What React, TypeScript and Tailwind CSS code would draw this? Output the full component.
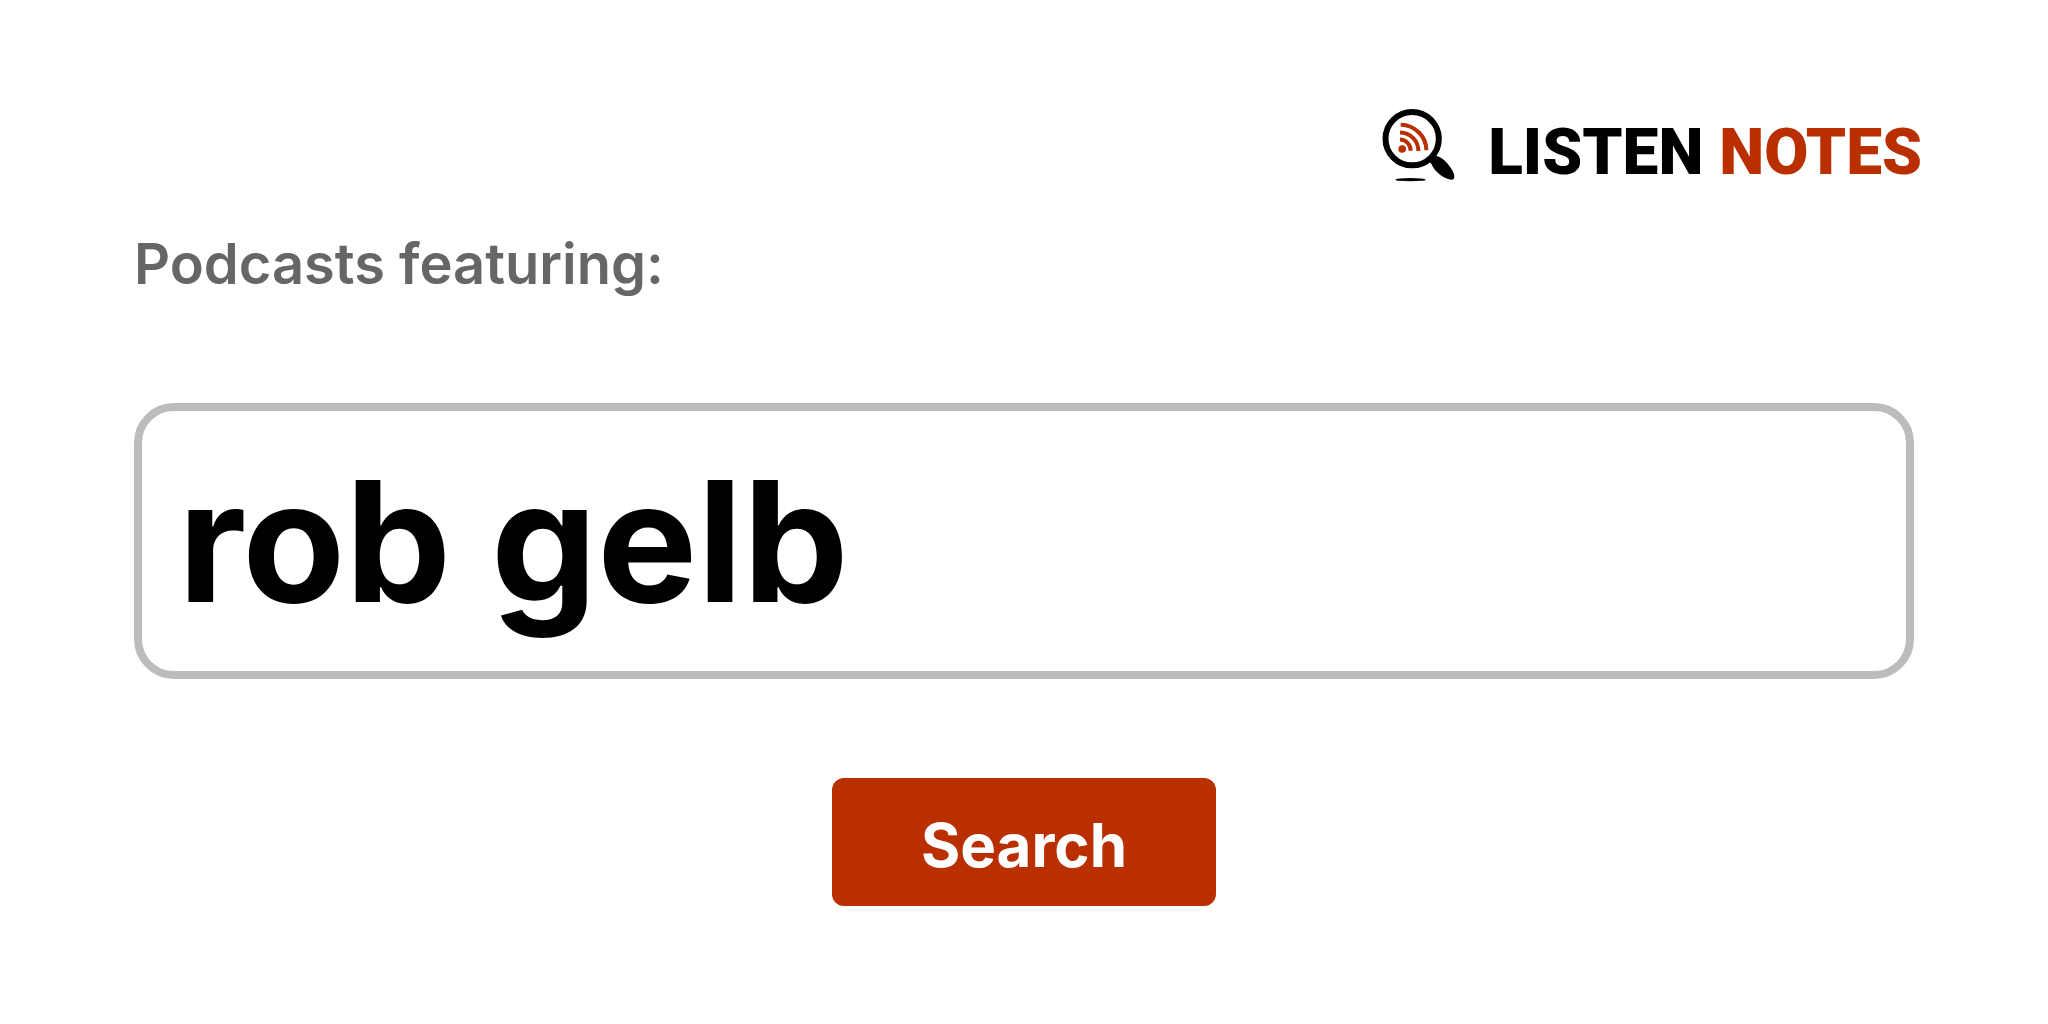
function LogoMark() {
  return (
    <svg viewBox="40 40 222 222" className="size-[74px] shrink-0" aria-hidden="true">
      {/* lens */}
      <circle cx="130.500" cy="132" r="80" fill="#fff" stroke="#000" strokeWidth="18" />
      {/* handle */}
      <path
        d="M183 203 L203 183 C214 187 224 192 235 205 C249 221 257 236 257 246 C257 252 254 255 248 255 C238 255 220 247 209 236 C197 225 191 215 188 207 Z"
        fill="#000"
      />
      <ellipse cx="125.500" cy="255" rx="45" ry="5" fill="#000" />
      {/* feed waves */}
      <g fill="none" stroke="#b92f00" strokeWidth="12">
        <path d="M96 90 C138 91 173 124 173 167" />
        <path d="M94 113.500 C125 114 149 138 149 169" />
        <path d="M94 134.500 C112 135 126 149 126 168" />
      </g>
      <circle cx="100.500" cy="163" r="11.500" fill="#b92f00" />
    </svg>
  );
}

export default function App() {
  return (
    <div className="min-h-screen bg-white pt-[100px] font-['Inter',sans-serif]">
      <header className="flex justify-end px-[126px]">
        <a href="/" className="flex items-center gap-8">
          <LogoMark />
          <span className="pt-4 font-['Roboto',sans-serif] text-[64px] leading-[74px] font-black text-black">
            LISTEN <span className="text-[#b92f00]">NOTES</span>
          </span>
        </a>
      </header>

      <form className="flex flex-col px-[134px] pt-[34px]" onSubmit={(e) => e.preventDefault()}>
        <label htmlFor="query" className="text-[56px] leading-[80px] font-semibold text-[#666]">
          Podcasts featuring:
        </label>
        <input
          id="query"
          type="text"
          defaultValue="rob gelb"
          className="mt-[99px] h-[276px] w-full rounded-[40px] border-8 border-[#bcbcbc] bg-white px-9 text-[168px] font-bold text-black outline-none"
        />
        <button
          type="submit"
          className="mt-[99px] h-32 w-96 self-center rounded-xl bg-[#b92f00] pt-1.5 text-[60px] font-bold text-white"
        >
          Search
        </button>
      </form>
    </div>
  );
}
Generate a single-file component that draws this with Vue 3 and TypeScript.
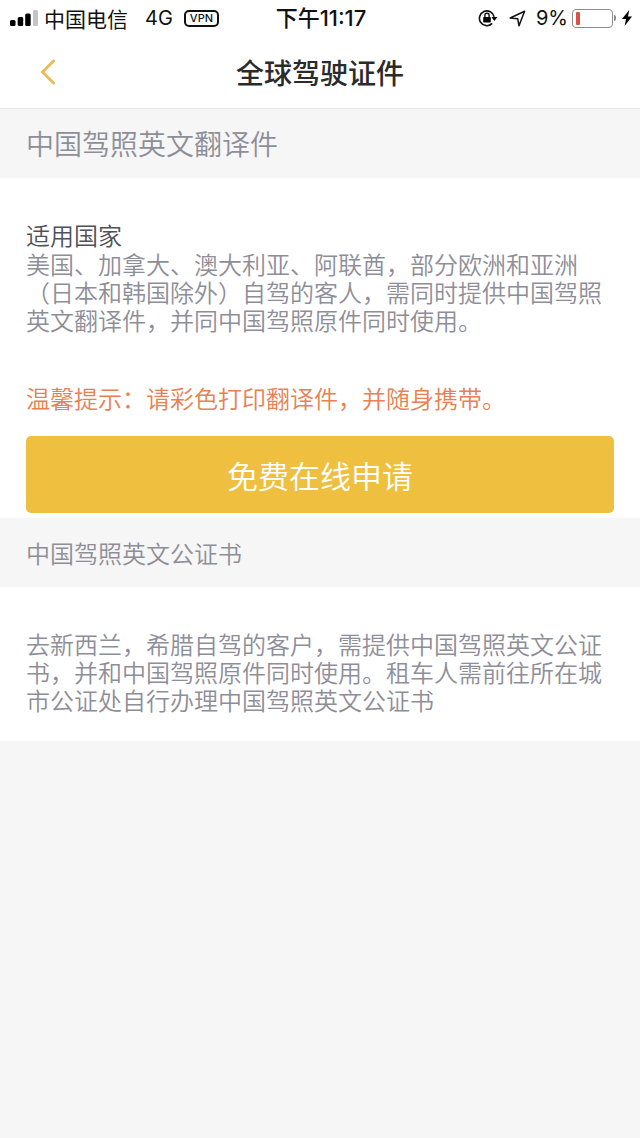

--- --- ---

> _THE EXERCISE_
From the entries above, copy out every line where the string "full" appears.

> _FINISHED EXERCISE_
What React, TypeScript and Tailwind CSS code would draw this? Output the full component.
          className="mt-[99px] h-[276px] w-full rounded-[40px] border-8 border-[#bcbcbc] bg-white px-9 text-[168px] font-bold text-black outline-none"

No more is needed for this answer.